Standard Chartered and Coinbase have announced expansions of their crypto prime services targeting institutional clients. This development impacts custody, execution and settlement workflows for treasuries and asset managers, while raising immediate compliance questions regarding anti-money laundering obligations, travel-rule implementation and segregated custody practices for virtual asset service providers (VASPs) and counterparties.
Regulatory and Compliance Implications
The expansion of institutional prime services places AML obligations and travel-rule responsibilities at the centre of operational review for both banking and exchange counterparties. Crypto prime services—which include wholesale trading, lending, custody and post-trade settlement adapted for institutional counterparties—require VASPs and custodians to maintain robust beneficial-owner identification, transaction monitoring and record retention regimes.

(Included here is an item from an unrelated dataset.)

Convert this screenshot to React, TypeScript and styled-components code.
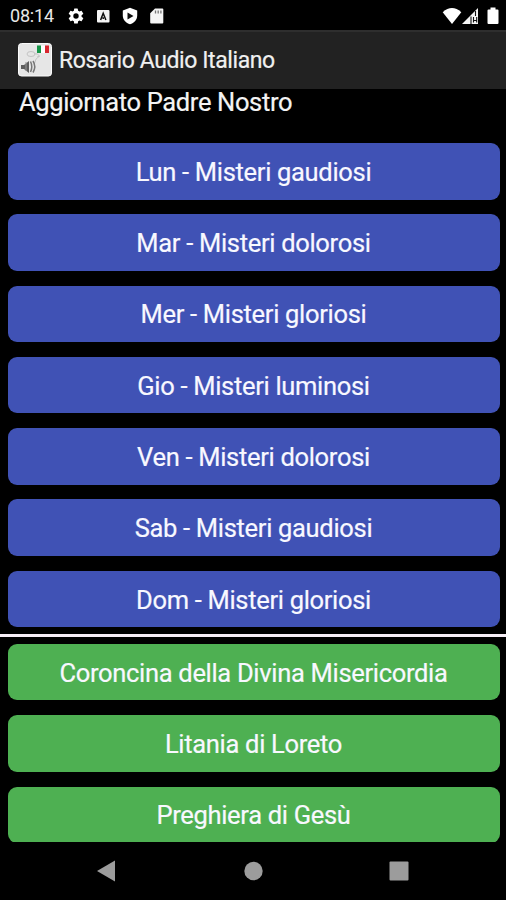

Firms onboarding these expanded services will need to verify that counterparty KYC, enhanced due diligence and sanction-screening processes align with their jurisdictional requirements. Institutions routing client flows through newly expanded prime desks should expect interoperability checks for travel-rule data transmission and proof of controls for cross-border transfers.
Travel-rule compliance requires that remitter and beneficiary originator information must be captured and transmitted in a format that both sending and receiving VASPs can process and retain, which has operational implications for messaging standards and custody reconciliation.

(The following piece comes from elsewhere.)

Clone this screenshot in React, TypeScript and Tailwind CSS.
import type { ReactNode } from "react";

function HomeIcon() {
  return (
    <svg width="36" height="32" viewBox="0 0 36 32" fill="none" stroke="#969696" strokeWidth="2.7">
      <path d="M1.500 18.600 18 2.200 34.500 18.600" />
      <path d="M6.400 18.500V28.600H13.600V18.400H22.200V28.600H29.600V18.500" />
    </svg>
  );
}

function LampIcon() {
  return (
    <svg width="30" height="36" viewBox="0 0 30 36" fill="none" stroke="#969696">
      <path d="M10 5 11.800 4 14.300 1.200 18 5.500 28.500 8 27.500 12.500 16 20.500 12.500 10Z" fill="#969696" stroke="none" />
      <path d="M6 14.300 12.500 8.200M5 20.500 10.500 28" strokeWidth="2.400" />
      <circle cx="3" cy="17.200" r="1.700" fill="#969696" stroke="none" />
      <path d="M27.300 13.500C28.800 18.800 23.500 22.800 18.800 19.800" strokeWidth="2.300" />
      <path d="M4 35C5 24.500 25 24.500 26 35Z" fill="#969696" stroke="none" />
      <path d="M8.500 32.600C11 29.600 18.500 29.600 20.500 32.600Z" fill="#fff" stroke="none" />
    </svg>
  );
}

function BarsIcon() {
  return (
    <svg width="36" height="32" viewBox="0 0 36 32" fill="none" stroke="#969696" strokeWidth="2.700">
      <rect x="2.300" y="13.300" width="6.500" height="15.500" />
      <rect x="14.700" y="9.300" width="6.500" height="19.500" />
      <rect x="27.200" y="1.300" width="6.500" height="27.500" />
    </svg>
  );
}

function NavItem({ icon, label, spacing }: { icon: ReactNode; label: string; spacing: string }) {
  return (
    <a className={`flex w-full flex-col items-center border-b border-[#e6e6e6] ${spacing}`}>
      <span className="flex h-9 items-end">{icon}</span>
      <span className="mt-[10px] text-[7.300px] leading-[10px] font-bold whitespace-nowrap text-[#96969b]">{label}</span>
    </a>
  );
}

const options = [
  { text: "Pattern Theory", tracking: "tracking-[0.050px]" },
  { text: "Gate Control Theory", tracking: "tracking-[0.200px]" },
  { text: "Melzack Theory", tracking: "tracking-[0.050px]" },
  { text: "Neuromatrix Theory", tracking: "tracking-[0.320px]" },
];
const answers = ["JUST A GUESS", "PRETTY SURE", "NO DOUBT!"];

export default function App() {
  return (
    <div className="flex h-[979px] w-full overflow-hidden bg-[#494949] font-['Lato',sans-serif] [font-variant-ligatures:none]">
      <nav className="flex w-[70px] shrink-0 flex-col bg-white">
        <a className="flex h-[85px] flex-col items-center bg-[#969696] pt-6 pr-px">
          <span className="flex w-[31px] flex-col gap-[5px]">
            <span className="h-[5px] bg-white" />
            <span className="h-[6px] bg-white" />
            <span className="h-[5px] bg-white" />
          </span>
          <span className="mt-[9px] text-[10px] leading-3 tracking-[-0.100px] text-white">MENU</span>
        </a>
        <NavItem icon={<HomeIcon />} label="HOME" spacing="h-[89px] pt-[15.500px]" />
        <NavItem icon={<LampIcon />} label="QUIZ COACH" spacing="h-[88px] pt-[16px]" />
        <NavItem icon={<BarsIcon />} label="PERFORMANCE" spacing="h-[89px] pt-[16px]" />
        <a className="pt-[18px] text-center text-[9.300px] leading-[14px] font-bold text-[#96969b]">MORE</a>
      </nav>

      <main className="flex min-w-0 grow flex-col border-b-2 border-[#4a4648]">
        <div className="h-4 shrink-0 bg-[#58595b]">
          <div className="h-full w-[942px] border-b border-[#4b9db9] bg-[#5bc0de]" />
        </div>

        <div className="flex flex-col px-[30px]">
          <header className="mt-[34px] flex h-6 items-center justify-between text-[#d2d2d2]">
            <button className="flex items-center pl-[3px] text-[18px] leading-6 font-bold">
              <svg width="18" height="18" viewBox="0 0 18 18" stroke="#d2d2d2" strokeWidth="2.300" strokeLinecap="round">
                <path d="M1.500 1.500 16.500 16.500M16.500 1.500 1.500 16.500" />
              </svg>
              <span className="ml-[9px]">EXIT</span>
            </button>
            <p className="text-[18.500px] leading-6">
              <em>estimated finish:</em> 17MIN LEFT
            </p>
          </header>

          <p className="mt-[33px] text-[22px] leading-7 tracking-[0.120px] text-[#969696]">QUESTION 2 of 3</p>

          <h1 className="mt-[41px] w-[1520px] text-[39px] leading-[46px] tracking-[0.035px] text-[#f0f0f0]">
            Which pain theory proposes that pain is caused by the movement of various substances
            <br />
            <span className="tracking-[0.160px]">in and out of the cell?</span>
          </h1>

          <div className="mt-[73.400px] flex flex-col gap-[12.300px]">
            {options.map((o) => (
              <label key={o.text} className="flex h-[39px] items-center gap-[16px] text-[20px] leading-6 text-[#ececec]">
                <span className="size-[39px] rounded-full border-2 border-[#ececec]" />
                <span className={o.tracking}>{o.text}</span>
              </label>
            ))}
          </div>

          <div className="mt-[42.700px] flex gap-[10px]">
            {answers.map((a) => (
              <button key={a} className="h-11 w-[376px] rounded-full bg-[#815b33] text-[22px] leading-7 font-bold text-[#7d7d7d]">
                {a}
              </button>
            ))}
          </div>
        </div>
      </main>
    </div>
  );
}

Operational, Custody and Risk Management Considerations
Operational risk increases where expanded prime offerings combine custody and execution under a single provider. Segregated custody, where client assets are held distinct from the provider’s proprietary holdings, reduces insolvency exposure. Institutions must verify segregation and sub-custody arrangements and request contractual audit rights and process-audit results.
Record retention policies should cover on-chain and off-chain provenance, and firms should require demonstrable proof of chain-of-custody for tokenised assets. Counterparties should also confirm margining and default waterfall mechanics in any lending or derivatives overlay offered by prime services.
Extensions into derivatives or lending can alter leverage and counterparty concentration, requiring treasury managers to reassess counterparty exposure limits and liquidity buffers. Operational integration points—including trade matching, settlement finality, custody reconciliation and dispute resolution—must be documented and stress-tested in line with existing internal controls and supervisory expectations.
Technical Note: Definition
Crypto prime services refers to integrated institutional products that provide trading, custody, financing and post-trade services tailored for professional and institutional clients.
The expansions by Standard Chartered and Coinbase signal growing institutionalisation of prime services and compel VASPs, custodians and corporate treasuries to prioritise verification of AML frameworks, travel-rule interoperability and custody segregation. Firms engaging these offerings should obtain detailed contractual terms, audit evidence of controls and a timetable for operational integration to mitigate jurisdictional and operational risk.